Carlin told The Comic’s Comic that her agenda also includes converting old cassette recordings of her father’s live stand-up concerts into a fitting posthumous CD or CDs.

“My dad left me lots of shit. And I use the word ‘shit’ because it’s his stuff, not mine. So it’s shit,” she said. “One of the things he left is a cardboard box of cassettes from his concerts all the way from the ’60s, all the way to before he died. Ones that were seminal to him or important. At the bottom he had left a note..it listed all the important concerts and they were seminal in his life in some way. We have been, my dear colleague Logan Heftel, has been digitizing all these tapes, listening for new material, and listening just to listen.”

“We found some concerts,” she said, “the summer after my dad had recorded Class Clown, but the record wasn’t out yet, so the audience wasn’t familiar with the material. It’s these live shows from the early ’70s, which was a very different George Carlin than you got in the 1990s or the oughts…these early shows, he’s loose, he’s talking to the audience, he’s going off on tangents.”

“We’re going to release some of these. I think we’re going to call them George’s Private Stash. We don’t know when we’re going to release them. But it is very exciting,” she said. “I know Carlin fans, especially comedy geeks, will love this stuff. Maybe 90 percent is stuff you’ve heard, but it’s live, it’s raw. He’s stoned. Or he’s doing one of his bits for the first time.”

I remember seeing him test out what would become his final show, 2008’s “It’s Bad For Ya,” in February 2007 at the HBO U.S. Comedy Arts Festival in Aspen. He was still reading it from big sheets of paper then.

“His process is famous now,” Kelly Carlin said, adding that she enjoys showing that process to comedians who come to visit her. “He has Ziploc baggies of different subject matters…inside are little torn sheets of paper, from the multitude of notes he’s taken. Then he would take these bags and form a hunk out of it. Jimmy Dore was over here a couple of months ago, just the look on Jimmy’s face, it’s so beautiful. There’s this moment where they’re having a personal moment with this man’s material.”

Whereas her book is about her own personal moments with her father, her monthly SiriusXM program, “The Kelly Carlin Show,” is an interview show that allows her to gain access into the thought process of other comedians. Extended versions of the interviews also air on the “Carlin’s Corner” channel.

“I have always been fascinated with the creative process, whether it’s a painter, or an author or a writer,” she said. “What it takes to get out of our own way to do the work…your inspiration. I just talked to Fred Willard. Fred Willard, oh my God! He’s so casually talented. (she laughs) He’s so incredibly talented and yet he’s so casual about it. In some ways he’s just doing Fred. So it was an honor to sit down with him and have that kind of conversation.”

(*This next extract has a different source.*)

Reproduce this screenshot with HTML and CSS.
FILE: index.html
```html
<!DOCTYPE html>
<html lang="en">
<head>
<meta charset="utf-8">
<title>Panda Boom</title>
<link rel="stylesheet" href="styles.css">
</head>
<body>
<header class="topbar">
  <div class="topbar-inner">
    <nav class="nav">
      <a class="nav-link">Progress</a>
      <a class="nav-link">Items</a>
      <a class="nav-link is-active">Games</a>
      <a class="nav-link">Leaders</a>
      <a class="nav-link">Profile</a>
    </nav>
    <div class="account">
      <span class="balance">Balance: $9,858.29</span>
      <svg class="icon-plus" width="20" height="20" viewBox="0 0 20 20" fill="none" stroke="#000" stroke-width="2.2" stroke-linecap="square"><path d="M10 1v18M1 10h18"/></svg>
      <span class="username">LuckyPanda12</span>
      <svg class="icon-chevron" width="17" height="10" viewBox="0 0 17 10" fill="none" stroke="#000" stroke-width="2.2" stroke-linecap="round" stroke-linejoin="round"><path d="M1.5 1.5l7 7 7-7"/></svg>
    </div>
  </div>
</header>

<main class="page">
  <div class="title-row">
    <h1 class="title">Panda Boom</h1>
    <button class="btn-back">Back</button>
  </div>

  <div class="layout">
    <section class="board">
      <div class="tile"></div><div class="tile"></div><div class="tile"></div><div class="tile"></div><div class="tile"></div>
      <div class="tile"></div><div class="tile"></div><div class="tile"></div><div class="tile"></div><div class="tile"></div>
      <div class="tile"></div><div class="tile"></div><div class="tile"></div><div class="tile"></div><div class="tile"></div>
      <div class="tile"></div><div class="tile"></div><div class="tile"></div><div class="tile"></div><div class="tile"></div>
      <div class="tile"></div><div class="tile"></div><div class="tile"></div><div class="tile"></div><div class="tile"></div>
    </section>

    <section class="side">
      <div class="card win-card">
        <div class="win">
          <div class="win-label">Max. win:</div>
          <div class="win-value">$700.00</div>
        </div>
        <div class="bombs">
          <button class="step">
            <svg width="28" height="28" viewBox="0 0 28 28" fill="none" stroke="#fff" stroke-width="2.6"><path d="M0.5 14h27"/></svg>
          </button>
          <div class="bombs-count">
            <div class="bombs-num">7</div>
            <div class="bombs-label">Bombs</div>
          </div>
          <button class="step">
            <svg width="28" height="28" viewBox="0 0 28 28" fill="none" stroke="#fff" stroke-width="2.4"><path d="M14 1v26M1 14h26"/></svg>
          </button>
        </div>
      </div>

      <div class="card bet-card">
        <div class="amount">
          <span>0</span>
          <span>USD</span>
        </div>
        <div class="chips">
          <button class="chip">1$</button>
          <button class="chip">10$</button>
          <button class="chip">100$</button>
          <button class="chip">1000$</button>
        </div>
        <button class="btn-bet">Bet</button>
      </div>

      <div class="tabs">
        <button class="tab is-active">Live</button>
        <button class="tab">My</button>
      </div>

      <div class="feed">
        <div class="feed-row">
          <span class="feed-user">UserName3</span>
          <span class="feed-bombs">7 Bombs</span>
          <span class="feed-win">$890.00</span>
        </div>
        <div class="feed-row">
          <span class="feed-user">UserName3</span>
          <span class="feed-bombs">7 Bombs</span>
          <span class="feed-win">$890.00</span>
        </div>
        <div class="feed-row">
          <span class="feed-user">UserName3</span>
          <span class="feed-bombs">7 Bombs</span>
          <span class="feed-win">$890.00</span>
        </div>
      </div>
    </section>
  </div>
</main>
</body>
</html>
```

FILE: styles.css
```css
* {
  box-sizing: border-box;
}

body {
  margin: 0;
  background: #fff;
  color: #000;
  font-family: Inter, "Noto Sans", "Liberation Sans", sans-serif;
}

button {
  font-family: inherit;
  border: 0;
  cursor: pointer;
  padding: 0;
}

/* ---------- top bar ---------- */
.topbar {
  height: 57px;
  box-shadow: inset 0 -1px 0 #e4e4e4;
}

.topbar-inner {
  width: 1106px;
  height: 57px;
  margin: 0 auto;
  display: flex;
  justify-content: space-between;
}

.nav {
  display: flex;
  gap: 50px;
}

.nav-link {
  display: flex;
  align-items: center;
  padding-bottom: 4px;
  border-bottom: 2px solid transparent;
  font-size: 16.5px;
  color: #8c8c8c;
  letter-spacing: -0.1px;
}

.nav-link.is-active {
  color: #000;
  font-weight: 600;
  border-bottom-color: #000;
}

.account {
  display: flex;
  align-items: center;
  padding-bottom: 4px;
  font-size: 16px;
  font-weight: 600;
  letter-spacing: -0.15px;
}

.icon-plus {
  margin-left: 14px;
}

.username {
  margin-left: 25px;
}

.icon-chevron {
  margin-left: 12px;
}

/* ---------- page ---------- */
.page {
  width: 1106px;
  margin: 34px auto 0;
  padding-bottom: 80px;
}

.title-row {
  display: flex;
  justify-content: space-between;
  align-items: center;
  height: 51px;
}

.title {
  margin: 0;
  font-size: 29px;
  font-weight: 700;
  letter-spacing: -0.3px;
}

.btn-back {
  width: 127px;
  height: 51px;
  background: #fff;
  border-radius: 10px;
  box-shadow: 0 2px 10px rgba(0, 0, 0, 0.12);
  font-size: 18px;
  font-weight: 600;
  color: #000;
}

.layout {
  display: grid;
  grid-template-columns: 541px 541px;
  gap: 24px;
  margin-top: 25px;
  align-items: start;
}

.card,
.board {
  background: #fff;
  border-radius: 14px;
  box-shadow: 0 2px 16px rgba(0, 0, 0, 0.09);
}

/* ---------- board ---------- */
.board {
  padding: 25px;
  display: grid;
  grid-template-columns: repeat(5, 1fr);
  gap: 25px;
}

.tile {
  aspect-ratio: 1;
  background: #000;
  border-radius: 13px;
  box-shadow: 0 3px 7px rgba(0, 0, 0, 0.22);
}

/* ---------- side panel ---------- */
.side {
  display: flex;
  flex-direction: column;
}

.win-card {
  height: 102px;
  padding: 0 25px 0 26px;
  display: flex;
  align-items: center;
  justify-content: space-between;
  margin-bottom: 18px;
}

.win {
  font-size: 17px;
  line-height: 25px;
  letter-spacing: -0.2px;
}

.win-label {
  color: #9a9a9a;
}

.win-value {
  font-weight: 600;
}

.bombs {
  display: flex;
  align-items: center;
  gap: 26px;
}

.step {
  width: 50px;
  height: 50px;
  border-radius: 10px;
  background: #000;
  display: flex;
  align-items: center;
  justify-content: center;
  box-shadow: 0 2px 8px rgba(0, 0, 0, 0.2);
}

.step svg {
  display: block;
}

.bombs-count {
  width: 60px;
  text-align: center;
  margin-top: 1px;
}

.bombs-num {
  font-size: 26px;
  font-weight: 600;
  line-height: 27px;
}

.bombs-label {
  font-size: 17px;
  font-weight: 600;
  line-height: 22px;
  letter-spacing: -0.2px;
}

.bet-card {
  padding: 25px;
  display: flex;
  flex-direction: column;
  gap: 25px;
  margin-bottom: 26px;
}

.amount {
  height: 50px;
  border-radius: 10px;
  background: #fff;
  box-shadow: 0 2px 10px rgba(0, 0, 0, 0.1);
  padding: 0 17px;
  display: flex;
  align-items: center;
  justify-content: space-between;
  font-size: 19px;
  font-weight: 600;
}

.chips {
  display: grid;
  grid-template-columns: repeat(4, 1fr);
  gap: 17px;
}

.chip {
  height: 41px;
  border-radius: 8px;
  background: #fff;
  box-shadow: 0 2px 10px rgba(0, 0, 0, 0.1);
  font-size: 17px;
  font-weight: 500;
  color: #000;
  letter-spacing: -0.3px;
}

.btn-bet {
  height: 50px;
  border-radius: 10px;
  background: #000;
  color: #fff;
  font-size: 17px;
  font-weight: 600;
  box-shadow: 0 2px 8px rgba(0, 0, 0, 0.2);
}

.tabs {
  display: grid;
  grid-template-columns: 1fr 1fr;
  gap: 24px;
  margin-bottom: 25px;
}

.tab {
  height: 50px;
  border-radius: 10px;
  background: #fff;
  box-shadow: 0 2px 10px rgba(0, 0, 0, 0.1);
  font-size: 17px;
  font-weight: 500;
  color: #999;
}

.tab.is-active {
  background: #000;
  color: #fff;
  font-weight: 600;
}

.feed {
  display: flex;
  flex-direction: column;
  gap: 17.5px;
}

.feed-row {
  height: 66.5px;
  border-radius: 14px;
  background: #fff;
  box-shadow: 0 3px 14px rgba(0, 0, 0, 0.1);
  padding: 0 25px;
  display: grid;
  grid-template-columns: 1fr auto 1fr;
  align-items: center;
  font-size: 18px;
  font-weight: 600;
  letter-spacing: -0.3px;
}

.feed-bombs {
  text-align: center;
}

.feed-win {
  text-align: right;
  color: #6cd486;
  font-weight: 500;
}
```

“I want to represent the Carlin name well on the Sirius show. I want to be an upstanding individual,” she said.

As a budding artist, she enjoys being in the process as well as hearing about it.

“Sometimes I talk to comics I don’t know so well,” she said. “I’m not a comedy geek. I’m not a comedy nerd. I didn’t grow up listening to a lot of comedians. I did hear Steve Martin and watch Monty Python. So I get to learn also.” She learned even more working on The Green Room with Paul Provenza in 2011 for Showtime. “I was getting Comedy Education 101 from Paul,” she said. “The 100 comics I know now, it’s all because of Paul.”

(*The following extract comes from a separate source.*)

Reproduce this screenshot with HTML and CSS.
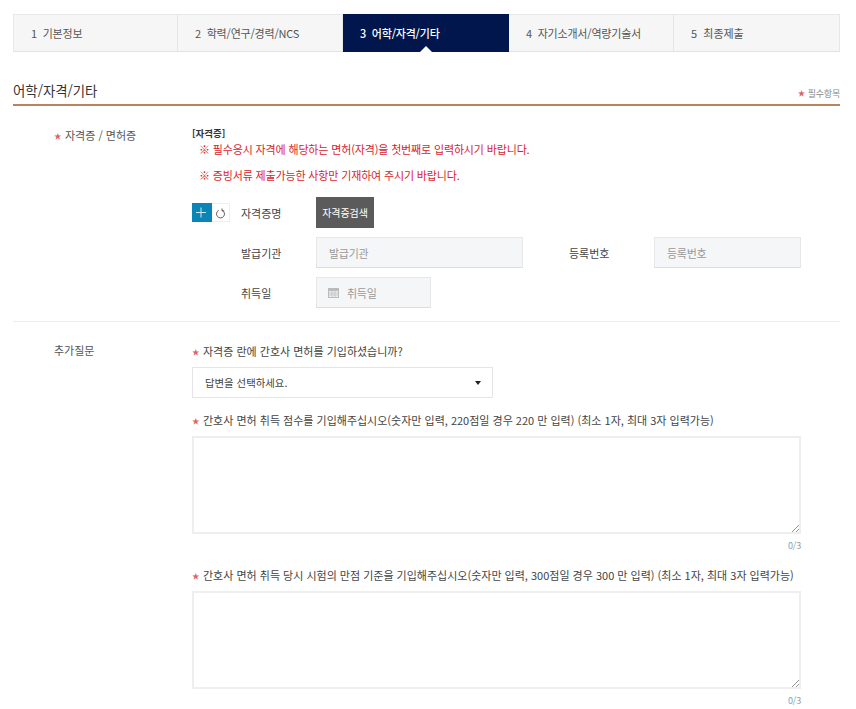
FILE: index.html
```html
<!DOCTYPE html>
<html lang="ko">
<head>
<meta charset="utf-8">
<title>어학/자격/기타</title>
<link rel="stylesheet" href="styles.css">
</head>
<body>
<div class="page">
  <ol class="tabs">
    <li class="tab t1">1&nbsp; 기본정보</li>
    <li class="tab t2">2&nbsp; 학력/연구/경력/NCS</li>
    <li class="tab t3 active">3&nbsp; 어학/자격/기타</li>
    <li class="tab t4">4&nbsp; 자기소개서/역량기술서</li>
    <li class="tab t5">5&nbsp; 최종제출</li>
  </ol>
  <header class="head">
    <h2>어학/자격/기타</h2>
    <span class="req-note"><i class="star">★</i>필수항목</span>
  </header>
  <section class="row first">
    <div class="side"><i class="star">★</i>자격증 / 면허증</div>
    <div class="main">
      <div class="sub">[자격증]</div>
      <p class="warn w1">※ 필수응시 자격에 해당하는 면허(자격)을 첫번째로 입력하시기 바랍니다.</p>
      <p class="warn w2">※ 증빙서류 제출가능한 사항만 기재하여 주시기 바랍니다.</p>
      <div class="line l1">
        <div class="tools">
          <button class="add" aria-label="추가"><svg width="19" height="19" viewBox="0 0 19 19"><path d="M9 4.5v10M4 9.5h10" stroke="#cfe8f3" stroke-width="1" fill="none"/></svg></button>
          <button class="reset" aria-label="초기화"><svg width="18" height="18" viewBox="0 0 18 18"><path d="M7.2 6.2a4.2 4.2 0 1 0 3.6 0" stroke="#555" stroke-width="1" fill="none"/><path d="M10.6 4.2v2.5h2.3" stroke="#555" stroke-width="1" fill="none"/></svg></button>
        </div>
        <label class="lab">자격증명</label>
        <button class="search">자격증검색</button>
      </div>
      <div class="line l2">
        <label class="lab ind">발급기관</label>
        <div class="inp w-org">발급기관</div>
        <label class="lab reg">등록번호</label>
        <div class="inp w-reg">등록번호</div>
      </div>
      <div class="line l3">
        <label class="lab ind">취득일</label>
        <div class="inp w-date"><svg class="cal" width="11" height="10" viewBox="0 0 11 10"><path d="M0 0h11v10H0z" fill="#bbb"/><path d="M1 3h9v6H1z" fill="#eee"/><path d="M1 5h9M1 7h9M4 3v6M7 3v6" stroke="#bbb" stroke-width=".7"/></svg>취득일</div>
      </div>
    </div>
  </section>
  <section class="row second">
    <div class="side plain">추가질문</div>
    <div class="main">
      <div class="q q1"><i class="star">★</i>자격증 란에 간호사 면허를 기입하셨습니까?</div>
      <div class="select"><span>답변을 선택하세요.</span><b class="caret"></b></div>
      <div class="q q2"><i class="star">★</i>간호사 면허 취득 점수를 기입해주십시오(숫자만 입력, 220점일 경우 220 만 입력) (최소 1자, 최대 3자 입력가능)</div>
      <div class="ta"><svg class="grip" width="8" height="8" viewBox="0 0 8 8"><path d="M1 8l7-7M5 8l3-3" stroke="#777" stroke-width=".8"/></svg></div>
      <div class="count"><span>0</span>/3</div>
      <div class="q q3"><i class="star">★</i>간호사 면허 취득 당시 시험의 만점 기준을 기입해주십시오(숫자만 입력, 300점일 경우 300 만 입력) (최소 1자, 최대 3자 입력가능)</div>
      <div class="ta"><svg class="grip" width="8" height="8" viewBox="0 0 8 8"><path d="M1 8l7-7M5 8l3-3" stroke="#777" stroke-width=".8"/></svg></div>
      <div class="count"><span>0</span>/3</div>
    </div>
  </section>
</div>
</body>
</html>
```
FILE: styles.css
```css
* { box-sizing: border-box; }
html, body { margin: 0; padding: 0; height: 709px; overflow: hidden; background: #fff; }
body { font-family: "Noto Sans CJK KR", "Noto Sans", sans-serif; font-size: 11px; color: #444; }
.page { width: 827px; margin-left: 13px; padding-top: 14px; }
.star { display: inline-block; width: 11px; font-style: normal; font-size: 7.5px; color: #dc6468; position: relative; top: -1px; }
.tabs { list-style: none; margin: 0; padding: 0; display: flex; height: 38px; border: 1px solid #e8e8e8; border-bottom-color: #e2e2e2; background: #f6f6f6; }
.tab { display: flex; align-items: center; padding-left: 17px; color: #555; font-size: 11px; letter-spacing: -.2px; border-right: 1px solid #e6e6e6; }
.t1 { width: 164px; }
.t2 { width: 165px; }
.t3 { width: 166px; }
.t4 { width: 165px; }
.t5 { flex: 1; border-right: 0; letter-spacing: 0; }
.active { position: relative; margin: -1px 0; height: 38px; background: #00164d; color: #fff; border: 0; font-weight: 500; }
.active::after { content: ""; position: absolute; left: 77px; bottom: 0; border: 6px solid transparent; border-top: 0; border-bottom-color: #fff; }
.head { display: flex; justify-content: space-between; align-items: flex-end; height: 54px; padding-bottom: 4px; border-bottom: 2px solid #bb825f; }
.head h2 { margin: 0; font-size: 13.4px; font-weight: 400; color: #333; line-height: 20px; }
.req-note { font-size: 9px; color: #888; line-height: 14px; letter-spacing: -.2px; position: relative; top: 1px; }
.req-note .star { width: 10px; }
.row { display: grid; grid-template-columns: 179px 1fr; }
.first { height: 216px; border-bottom: 1px solid #eee; padding-top: 20px; }
.second { padding-top: 19px; }
.side { padding-left: 41px; line-height: 18px; color: #555; }
.main { min-width: 0; }
.sub { font-size: 9.5px; font-weight: 700; color: #333; line-height: 14px; }
.warn { margin: 0; color: #d8232f; font-size: 11px; letter-spacing: -.15px; line-height: 18px; padding-left: 7px; }
.w2 { margin-top: 8px; }
.line { display: flex; align-items: center; }
.l1 { height: 31px; margin-top: 13px; }
.l2 { height: 31px; margin-top: 9px; }
.l3 { height: 31px; margin-top: 9px; }
button { font: inherit; padding: 0; border: 0; cursor: pointer; }
.tools { display: flex; width: 49px; height: 19px; }
.add { width: 20px; height: 19px; background: #0a85b8; display: flex; }
.reset { width: 18px; height: 19px; background: #fff; border: 1px solid #eee; border-left: 0; display: flex; }
.lab { color: #444; line-height: 18px; }
.ind { margin-left: 49px; }
.l1 .lab, .ind { width: 75px; }
.search { width: 58px; height: 31px; background: #5b5b5b; color: #fff; font-size: 10px; letter-spacing: -.1px; }
.inp { height: 31px; background: #f5f6f7; border: 1px solid #e7e7e7; border-bottom: 1px solid #dcdcdc; color: #999; padding-left: 12px; display: flex; align-items: center; letter-spacing: -.3px; }
.w-org { width: 207px; }
.reg { margin-left: 46px; width: 85px; }
.w-reg { width: 147px; }
.w-date { width: 115px; }
.cal { margin-right: 8px; margin-left: -1px; }
.q { line-height: 18px; color: #444; white-space: nowrap; }
.q1 { margin-top: 1px; }
.q2 { margin-top: 13px; }
.q3 { margin-top: 13px; }
.select { display: flex; justify-content: space-between; align-items: center; width: 301px; height: 31px; margin-top: 5px; padding: 0 11px 0 12px; border: 1px solid #e5e5e5; color: #444; font-size: 10.4px; }
.caret { border: 3.5px solid transparent; border-top: 4px solid #222; border-bottom: 0; }
.ta { position: relative; width: 609px; height: 98px; margin-top: 5px; border: 2px solid #eee; background: #fff; }
.grip { position: absolute; right: 0; bottom: 0; }
.count { width: 609px; text-align: right; font-size: 9px; letter-spacing: -.2px; line-height: 14px; color: #999; margin-top: 5px; }
.count span { color: #6fa7c7; }
```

She didn’t learn about other comedians through her father; certainly didn’t develop a desire to go onstage herself.

“My dad discouraged me,” she said. “‘Ah, you don’t want to be a Carlin on the stage.’ I know he was trying to protect me.” If she had pursued a stage career, it would have been sketch and not stand-up, anyhow. How would anyone else measure up to George Carlin? How would she? “When it’s your dad and he’s your hero, you have a bit of a bias, anyway. Music has always been more important to me than comedy.”

Her interest in the arts, however, continued broadly throughout her young adulthood. “It took me a while to hone in on, what do I really want to do? That continued into my 30s and my 40s. But I love being a writer. I love writing. It’s a great sense of satisfaction and fulfillment,” she said.

So, too, the fulfillment and accomplishment of seeing another comedian’s bid to have her father’s and grandparents’ street named in his honor. The New York City Council officially passed a bill in July renaming his childhood block of West 121st Street as George Carlin Way.

“I think my dad should be honored in that way,” she said. “That neighborhood meant everything to my dad, until the day he died.”

Her grandmother continued living in The Miami building until the early 1980s.

“I’m thrilled for Kevin Bartini. He worked his ass off to get this (renaming) done,” she said, adding that a public celebration of the George Carlin Way renaming should happen this fall, possibly in November when the New York Comedy Festival comes around. “We don’t know when it’s going to happen,” she said. “We’ve got some irons in the fire.”